Zoom out and the scale gets worse. Feral swine occupy at least 35 states, number more than 6 million nationally and run up as much as $2.5 billion in agricultural damage a year, according to USDA estimates. The American Farm Bureau Federation tracks the price tag feral hogs put on farmers across the South in particular.
| Measure | Georgia | United States |
|---|---|---|
| Estimated feral hog population | ~600,000 | 6 million+ |
| Annual agricultural damage | ~$150 million | Up to $2.5 billion |
| Geographic spread | All 159 counties | 35+ states |
Against those totals, the vetoed $1.2 million was always a small bet. Georgia spent the session reaching for the free lever instead of the funded one, and the pigs that survived this budget will keep eating into next year’s.
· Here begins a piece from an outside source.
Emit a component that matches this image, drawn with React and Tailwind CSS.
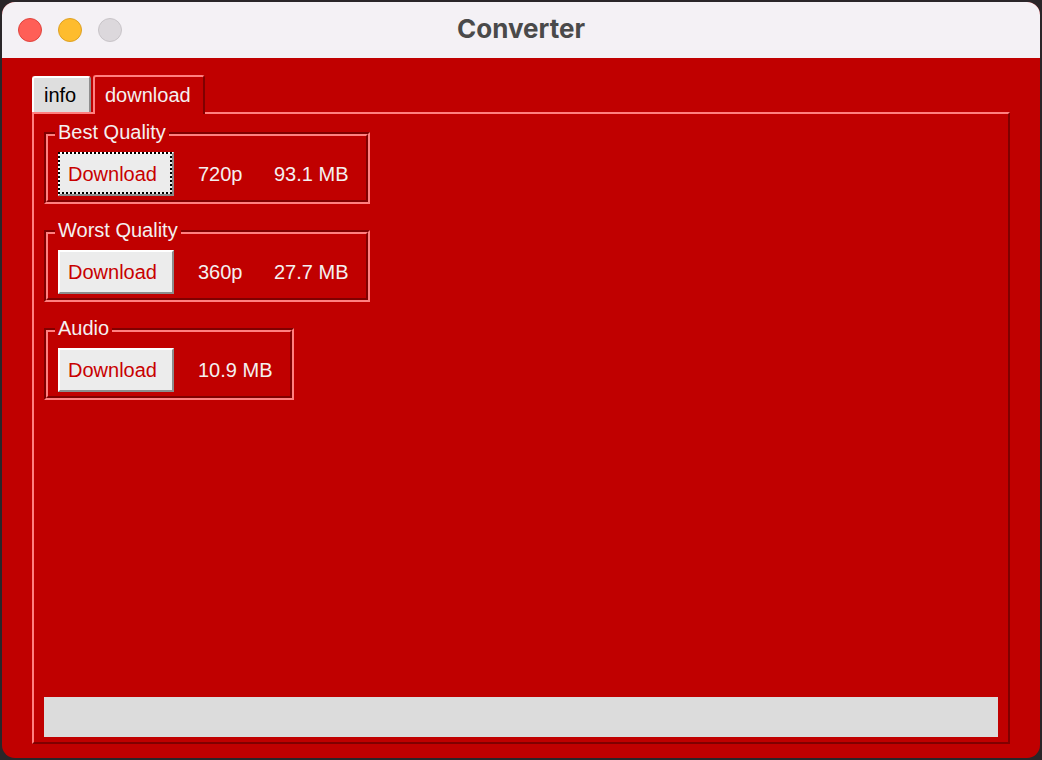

Frequently Asked Questions
Can you hunt feral hogs with drones in Georgia now?
Yes, for locating them. House Bill 946 legalizes flying a drone to find feral hogs, but arming a drone remains illegal. The drone helps you spot the animals; the kill still has to come from a hunter on the ground or in a vehicle.
Do you need a license to trap feral hogs in Georgia?
Not anymore, under the new law, provided every captured hog is killed on site. The bill waived the previous trapping license requirement for that situation. A standard hunting license still applies in other cases except on your own private property.
What did Gov. Kemp actually veto for feral hogs?
He used line-item vetoes to remove two items from the FY2027 budget: a $1 million public-private pilot program to manage feral hogs and a $200,000 wild pig eradication program. Both were priorities for House lawmakers.
Why were the hog programs cut?
The governor said he was closing a structural deficit of roughly $1 billion and made what he called tough choices across the budget. The hog items were two of many spending lines he trimmed when he signed the plan in May.
How much damage do feral hogs cause in Georgia?
State officials estimate Georgia’s roughly 600,000 feral hogs cause more than $150 million in agricultural damage each year, part of a national problem the USDA pegs at up to $2.5 billion annually.